_DESCRIPTION OF THE TASK_
Give every line of the material again, exactly as written.

_MATERIAL PROVIDED_
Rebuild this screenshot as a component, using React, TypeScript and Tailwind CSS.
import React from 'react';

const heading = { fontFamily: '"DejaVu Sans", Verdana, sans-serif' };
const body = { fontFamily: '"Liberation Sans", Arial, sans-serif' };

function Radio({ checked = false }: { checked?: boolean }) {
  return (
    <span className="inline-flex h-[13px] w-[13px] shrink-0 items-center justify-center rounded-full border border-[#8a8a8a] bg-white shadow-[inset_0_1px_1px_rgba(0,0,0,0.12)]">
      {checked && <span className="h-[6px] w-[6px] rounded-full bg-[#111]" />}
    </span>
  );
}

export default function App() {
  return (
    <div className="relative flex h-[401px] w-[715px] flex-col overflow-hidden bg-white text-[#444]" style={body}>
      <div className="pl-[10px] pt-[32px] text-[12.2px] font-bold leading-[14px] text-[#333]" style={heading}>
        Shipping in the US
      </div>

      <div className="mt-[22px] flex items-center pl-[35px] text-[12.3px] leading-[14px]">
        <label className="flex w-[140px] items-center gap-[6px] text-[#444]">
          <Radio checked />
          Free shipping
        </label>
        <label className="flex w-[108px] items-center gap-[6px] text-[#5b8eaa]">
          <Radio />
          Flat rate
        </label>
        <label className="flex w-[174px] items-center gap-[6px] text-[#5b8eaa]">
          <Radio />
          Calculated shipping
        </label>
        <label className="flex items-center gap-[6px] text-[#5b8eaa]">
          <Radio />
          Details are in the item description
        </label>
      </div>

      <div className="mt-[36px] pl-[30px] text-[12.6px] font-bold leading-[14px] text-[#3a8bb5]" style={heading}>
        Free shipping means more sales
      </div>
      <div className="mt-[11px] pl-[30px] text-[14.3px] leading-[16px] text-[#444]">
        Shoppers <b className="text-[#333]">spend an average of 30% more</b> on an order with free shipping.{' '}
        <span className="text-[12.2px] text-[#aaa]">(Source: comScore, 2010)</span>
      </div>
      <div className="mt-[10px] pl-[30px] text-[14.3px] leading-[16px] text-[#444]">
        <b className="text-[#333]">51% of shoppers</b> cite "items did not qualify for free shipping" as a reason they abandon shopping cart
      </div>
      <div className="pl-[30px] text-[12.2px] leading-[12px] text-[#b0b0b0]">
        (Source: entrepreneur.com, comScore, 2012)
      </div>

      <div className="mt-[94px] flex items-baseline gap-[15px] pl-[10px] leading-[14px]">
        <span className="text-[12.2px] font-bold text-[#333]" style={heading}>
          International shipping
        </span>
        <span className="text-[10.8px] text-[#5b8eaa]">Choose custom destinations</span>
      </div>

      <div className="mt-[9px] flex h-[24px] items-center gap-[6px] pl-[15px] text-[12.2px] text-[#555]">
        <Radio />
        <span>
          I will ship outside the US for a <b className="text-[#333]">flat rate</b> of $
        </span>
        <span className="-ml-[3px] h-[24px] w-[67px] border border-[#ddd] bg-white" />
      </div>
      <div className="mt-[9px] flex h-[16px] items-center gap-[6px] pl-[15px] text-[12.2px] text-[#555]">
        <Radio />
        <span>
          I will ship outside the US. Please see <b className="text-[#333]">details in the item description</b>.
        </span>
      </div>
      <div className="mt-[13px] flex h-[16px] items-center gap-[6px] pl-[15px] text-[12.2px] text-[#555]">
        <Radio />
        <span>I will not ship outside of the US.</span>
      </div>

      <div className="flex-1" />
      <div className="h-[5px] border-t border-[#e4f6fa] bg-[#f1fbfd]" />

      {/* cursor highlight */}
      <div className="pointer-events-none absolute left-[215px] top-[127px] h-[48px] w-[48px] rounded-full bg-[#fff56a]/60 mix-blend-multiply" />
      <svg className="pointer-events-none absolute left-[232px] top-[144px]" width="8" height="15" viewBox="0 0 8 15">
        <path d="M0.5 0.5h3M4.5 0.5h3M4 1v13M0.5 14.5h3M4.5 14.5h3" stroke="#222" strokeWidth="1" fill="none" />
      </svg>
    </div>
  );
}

_COMPLETED TASK_
Rebuild this screenshot as a component, using React, TypeScript and Tailwind CSS.
import React from 'react';

const heading = { fontFamily: '"DejaVu Sans", Verdana, sans-serif' };
const body = { fontFamily: '"Liberation Sans", Arial, sans-serif' };

function Radio({ checked = false }: { checked?: boolean }) {
  return (
    <span className="inline-flex h-[13px] w-[13px] shrink-0 items-center justify-center rounded-full border border-[#8a8a8a] bg-white shadow-[inset_0_1px_1px_rgba(0,0,0,0.12)]">
      {checked && <span className="h-[6px] w-[6px] rounded-full bg-[#111]" />}
    </span>
  );
}

export default function App() {
  return (
    <div className="relative flex h-[401px] w-[715px] flex-col overflow-hidden bg-white text-[#444]" style={body}>
      <div className="pl-[10px] pt-[32px] text-[12.2px] font-bold leading-[14px] text-[#333]" style={heading}>
        Shipping in the US
      </div>

      <div className="mt-[22px] flex items-center pl-[35px] text-[12.3px] leading-[14px]">
        <label className="flex w-[140px] items-center gap-[6px] text-[#444]">
          <Radio checked />
          Free shipping
        </label>
        <label className="flex w-[108px] items-center gap-[6px] text-[#5b8eaa]">
          <Radio />
          Flat rate
        </label>
        <label className="flex w-[174px] items-center gap-[6px] text-[#5b8eaa]">
          <Radio />
          Calculated shipping
        </label>
        <label className="flex items-center gap-[6px] text-[#5b8eaa]">
          <Radio />
          Details are in the item description
        </label>
      </div>

      <div className="mt-[36px] pl-[30px] text-[12.6px] font-bold leading-[14px] text-[#3a8bb5]" style={heading}>
        Free shipping means more sales
      </div>
      <div className="mt-[11px] pl-[30px] text-[14.3px] leading-[16px] text-[#444]">
        Shoppers <b className="text-[#333]">spend an average of 30% more</b> on an order with free shipping.{' '}
        <span className="text-[12.2px] text-[#aaa]">(Source: comScore, 2010)</span>
      </div>
      <div className="mt-[10px] pl-[30px] text-[14.3px] leading-[16px] text-[#444]">
        <b className="text-[#333]">51% of shoppers</b> cite "items did not qualify for free shipping" as a reason they abandon shopping cart
      </div>
      <div className="pl-[30px] text-[12.2px] leading-[12px] text-[#b0b0b0]">
        (Source: entrepreneur.com, comScore, 2012)
      </div>

      <div className="mt-[94px] flex items-baseline gap-[15px] pl-[10px] leading-[14px]">
        <span className="text-[12.2px] font-bold text-[#333]" style={heading}>
          International shipping
        </span>
        <span className="text-[10.8px] text-[#5b8eaa]">Choose custom destinations</span>
      </div>

      <div className="mt-[9px] flex h-[24px] items-center gap-[6px] pl-[15px] text-[12.2px] text-[#555]">
        <Radio />
        <span>
          I will ship outside the US for a <b className="text-[#333]">flat rate</b> of $
        </span>
        <span className="-ml-[3px] h-[24px] w-[67px] border border-[#ddd] bg-white" />
      </div>
      <div className="mt-[9px] flex h-[16px] items-center gap-[6px] pl-[15px] text-[12.2px] text-[#555]">
        <Radio />
        <span>
          I will ship outside the US. Please see <b className="text-[#333]">details in the item description</b>.
        </span>
      </div>
      <div className="mt-[13px] flex h-[16px] items-center gap-[6px] pl-[15px] text-[12.2px] text-[#555]">
        <Radio />
        <span>I will not ship outside of the US.</span>
      </div>

      <div className="flex-1" />
      <div className="h-[5px] border-t border-[#e4f6fa] bg-[#f1fbfd]" />

      {/* cursor highlight */}
      <div className="pointer-events-none absolute left-[215px] top-[127px] h-[48px] w-[48px] rounded-full bg-[#fff56a]/60 mix-blend-multiply" />
      <svg className="pointer-events-none absolute left-[232px] top-[144px]" width="8" height="15" viewBox="0 0 8 15">
        <path d="M0.5 0.5h3M4.5 0.5h3M4 1v13M0.5 14.5h3M4.5 14.5h3" stroke="#222" strokeWidth="1" fill="none" />
      </svg>
    </div>
  );
}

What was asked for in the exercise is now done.